The width of the new slabs varies between 16.4, 18 and 19.7 feet (5, 5.5 and 6 m) wide with a consistent depth of 17.7 inches (450mm). Longitudinal joints have bars that are 0.6 inch (16mm) in diameter and 3.3 feet (1 m) in length on 9.8 inch (250 mm) centers. The specifications did not call for continuous steel reinforcing, instead the aprons have transverse bars every 16.4 feet (5 m) with transverse expansion joints every 328 feet (100 m). No keyway is slipformed into the edge of the slab.
"We are quite happy with the new generation GP-2600," Wichien Roongrujirat, project manager for IOT Joint Venture, said. "With regard to the 29.5 feet (9 m) capable GP-2600 two track being chosen over a Commander III or a smaller competitive model for 19.7 feet (6 m) paver, we felt that the extra horsepower and heavier machine would be an advantage when paving 16.4 to 19.7 feet (5 to 6 m) wide and 17.7 inches (450 mm) thick on a very aggressive paving schedule. We also like the maneuverability of the two-track paver on the apron works compared to a four-track machine."
Paving 16.4 feet (5 m) wide, daily production averages approximately 3281 feet (1000 m) per paver in a 13-hour shift. Concrete slump averages 1.2 inches (30 mm).
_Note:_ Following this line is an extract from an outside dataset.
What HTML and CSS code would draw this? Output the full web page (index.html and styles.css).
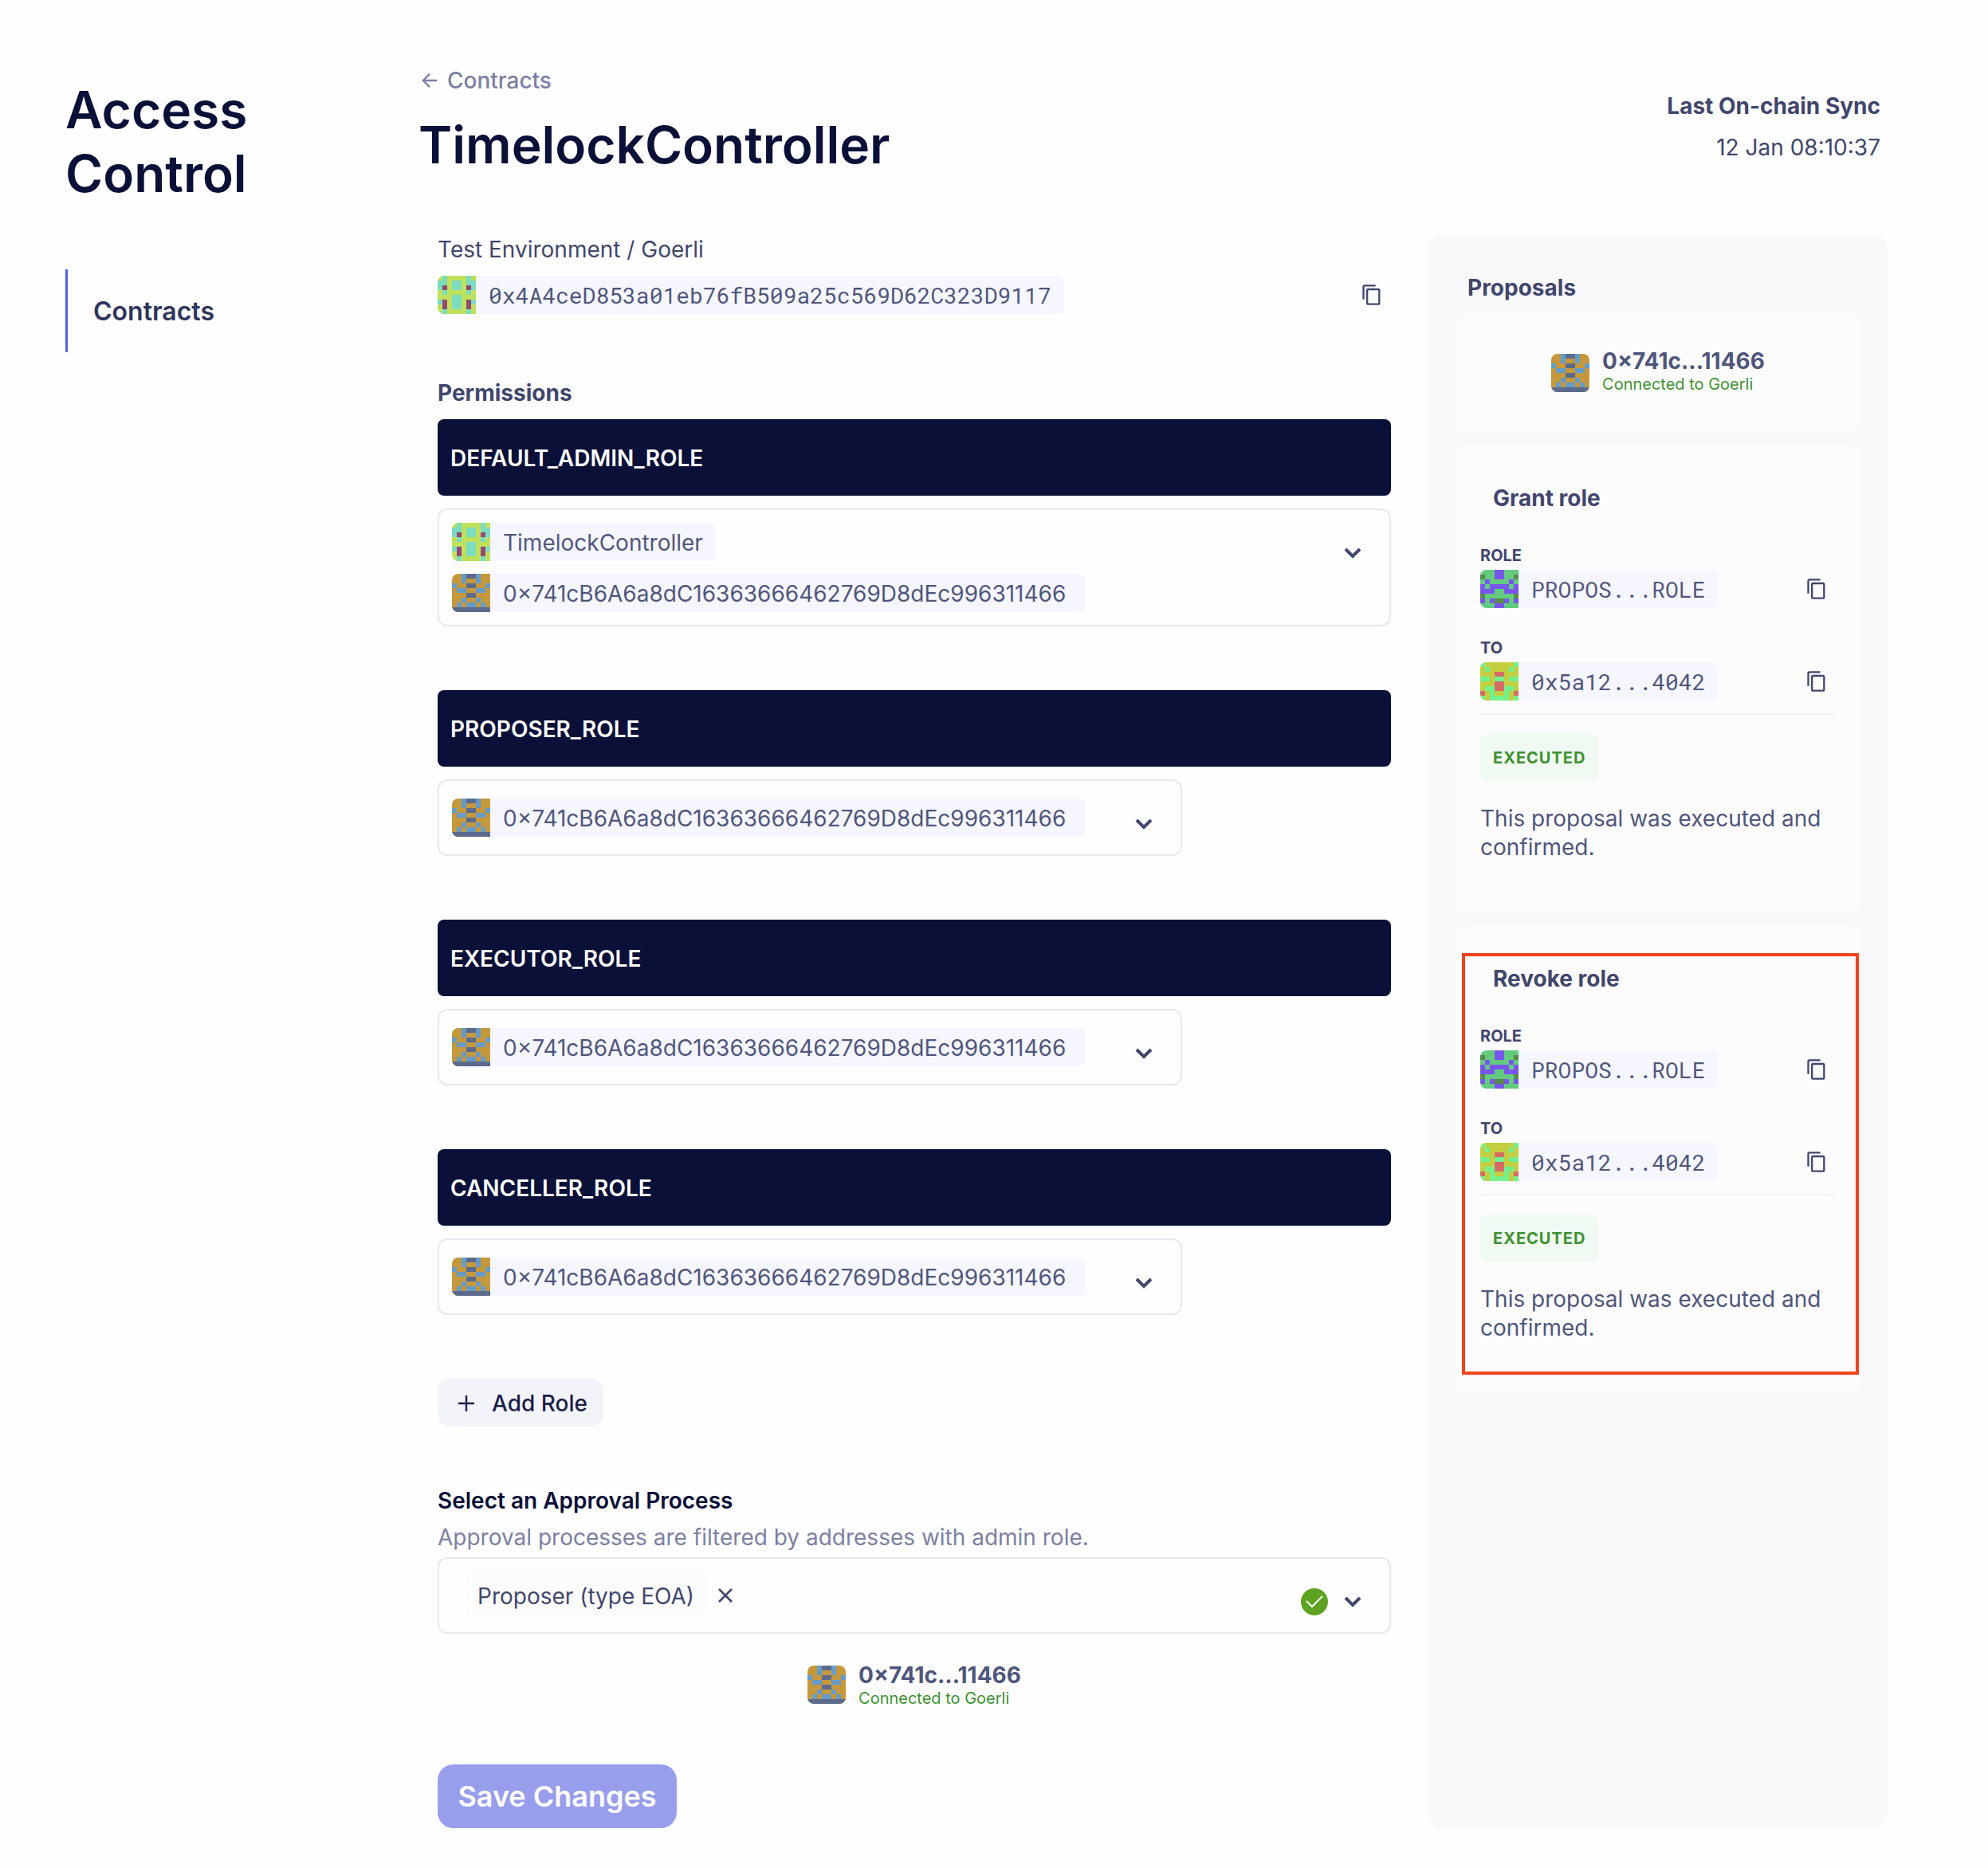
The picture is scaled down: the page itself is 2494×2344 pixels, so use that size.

"The ability to adjust the vibrators on-the-go and the mold for edge slump is invaluable," Uwe Keienburg, ITD's paving consultant, said. "The consistency of concrete slump required for slipform paving is sometimes difficult to achieve out of the batch plant so the edge slump adjusters make it convenient for us to adjust for the clean, 90-degree edge that we're required to have. Also, with the ability to accept a higher slump range, we're able to increase our paving production. My goal is to get up to 3281 feet (1000 m) every day."
Paving on Suvarnabhumi started in April 2004 and should be finished by May 2005, on track for the September 29, 2005, opening of the airport.